THE ASSOCIATED PRESS
January 16, 2021 at 16:20 JST
A medical worker wearing protective equipment monitors patients after they received the coronavirus vaccine at a vaccination facility in Beijing on Jan. 15. (AP Photo)
BEIJING--China on Saturday finished building a 1,500-room hospital for COVID-19 patients in five days to fight a surge in infections in a city south of Beijing, state media reported.
The hospital is one of six with a total of 6,500 rooms being built in Nangong in Hebei province, the Xinhua News Agency said.
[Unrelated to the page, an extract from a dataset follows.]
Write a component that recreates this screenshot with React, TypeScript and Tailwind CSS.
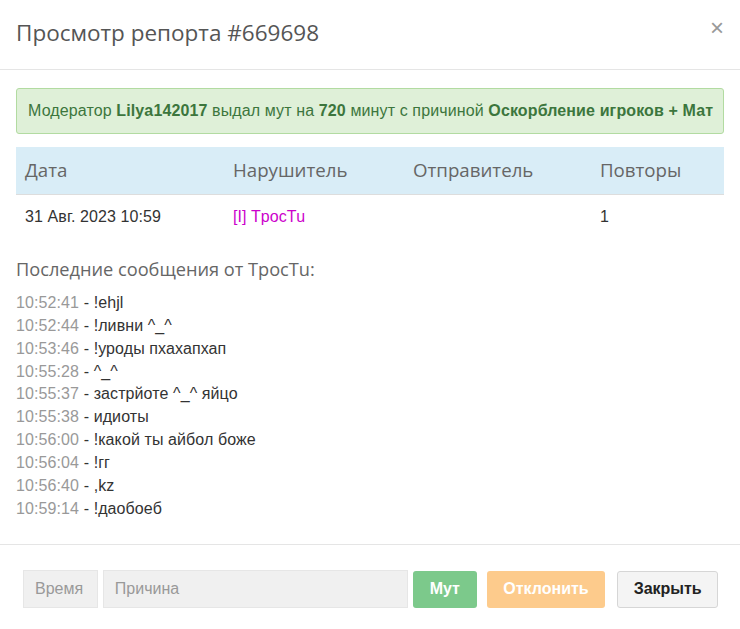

All are due to be completed within the next week.
China, which largely contained the spread of the coronavirus, has suffered hundreds of infections this month in Nangong and the Hebei provincial capital of Shijiazhuang, southwest of the Chinese capital.
A similar program of rapid hospital construction was launched by the ruling Communist Party at the start of the outbreak last year to set up isolation hospitals in Wuhan, the central city where the virus was first detected in late 2019.
Nationwide, the National Health Commission reported 130 new confirmed cases — 90 of those in Hebei — in the 24 hours through midnight Friday.
There were 645 cases, two of them acquired abroad, being treated in Nangong and Shijiazhuang, according to Xinhua.
In Shijiazhuang, authorities have finished construction of one-third of the rooms in a planned 3,000-room coronavirus facility, state TV said Saturday.
More than 10 million people in Shijiazhuang underwent virus tests by late Friday, Xinhua said, citing a deputy mayor, Meng Xianghong. It said 247 locally transmitted cases were found.
Meanwhile, researchers sent by the World Health Organization are in Wuhan preparing to investigate the origins of the virus. The team, which arrived Thursday, was under a two-week quarantine but was due to talk with Chinese experts by video link.
The team's arrival was held up for months by diplomatic wrangling that prompted a rare public complaint by the head of the WHO.
That delay, and the secretive ruling party’s orders to scientists not to talk publicly about the disease, have raised questions about whether Beijing might try to prevent discoveries that would hurt its self-proclaimed status as a leader in the anti-virus battle.